>> BEGIN Available data

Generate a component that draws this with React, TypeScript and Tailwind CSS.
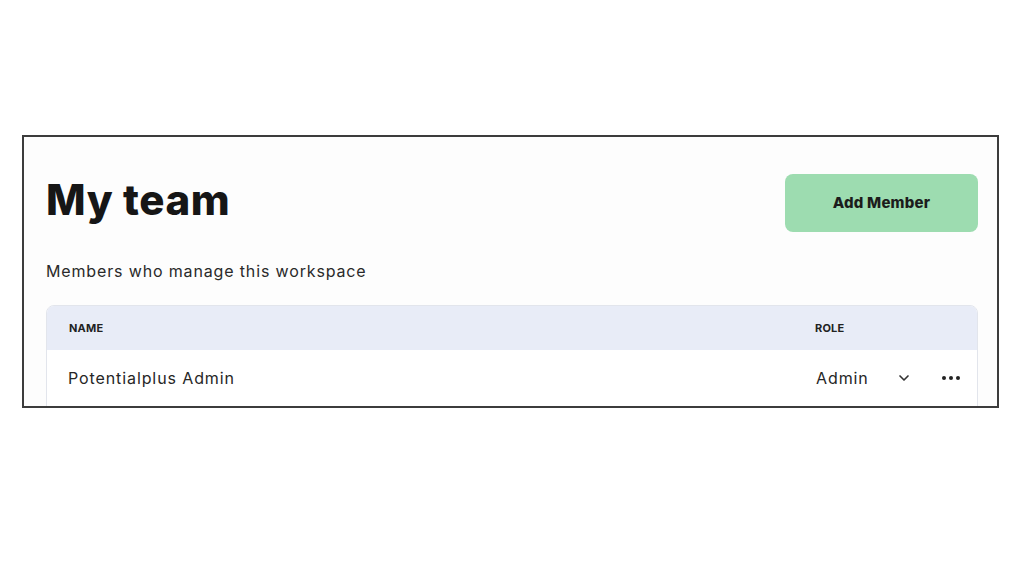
import { ChevronDown } from "lucide-react";

const font = { fontFamily: "Inter, 'Open Sans', sans-serif" };

export default function App() {
  return (
    <div className="w-[1024px] h-[576px] bg-white pt-[135px] pl-[22px]" style={font}>
      <div className="w-[977px] h-[273px] border-2 border-[#3c3c3c] bg-[#fdfdfd] overflow-hidden pl-[22px] pr-[19px]">
        <div className="flex justify-between items-start pt-[37px]">
          <h1 className="text-[42px] leading-[50px] font-extrabold tracking-[0.6px] text-[#161616] mt-[1px]">My team</h1>
          <button className="w-[193px] h-[58px] rounded-lg bg-[#9ddcb0] text-[15px] font-extrabold tracking-[0.2px] text-[#1c1c1c]">
            Add Member
          </button>
        </div>
        <p className="mt-[27px] text-[16px] text-[#2a2a2a] tracking-[0.85px]">Members who manage this workspace</p>
        <div className="mt-[22px] border border-[#e2e5ec] rounded-t-lg overflow-hidden">
          <div className="h-[44px] bg-[#e8ecf7] flex items-center pl-[22px] text-[11px] font-bold text-[#222] tracking-[0.2px]">
            <span className="flex-1">NAME</span>
            <span className="w-[162px]">ROLE</span>
          </div>
          <div className="h-[80px] bg-white flex items-start pt-[16px] pl-[21px] text-[16px] text-[#262626]">
            <span className="flex-1 tracking-[0.9px]">Potentialplus Admin</span>
            <div className="w-[162px] flex items-center">
              <span className="tracking-[0.9px] ml-[1px]">Admin</span>
              <ChevronDown className="ml-[27px] w-4 h-4 text-[#333]" strokeWidth={2.5} />
              <span className="ml-[30px] flex gap-[3px]">
                <span className="w-1 h-1 rounded-full bg-[#222]" />
                <span className="w-1 h-1 rounded-full bg-[#222]" />
                <span className="w-1 h-1 rounded-full bg-[#222]" />
              </span>
            </div>
          </div>
        </div>
      </div>
    </div>
  );
}
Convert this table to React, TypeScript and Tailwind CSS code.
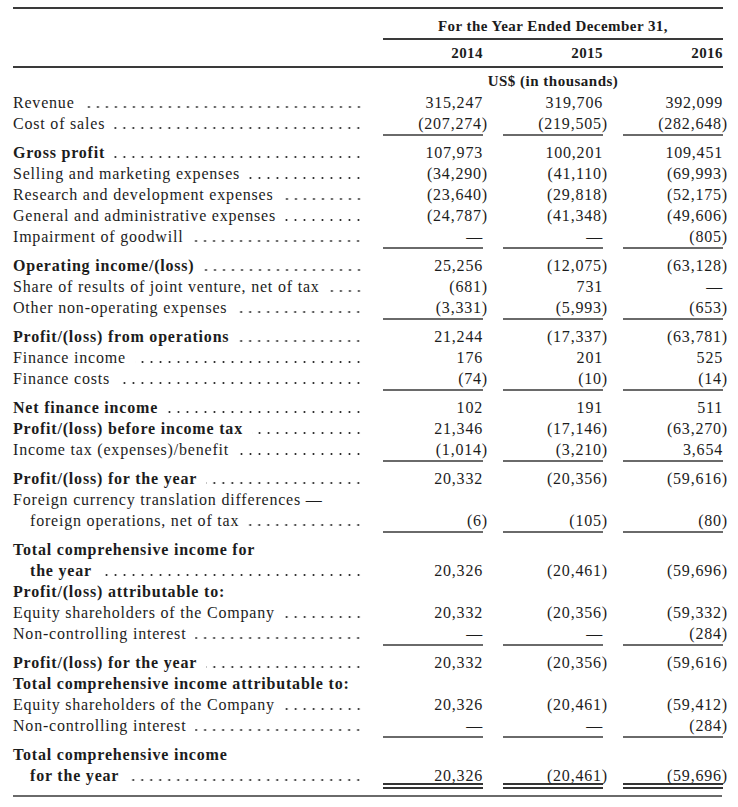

>> END Available data

» **Task requirements**
Above are some records. Count the lines among them with the word "this", and answer with the number only.

» **Solution**
3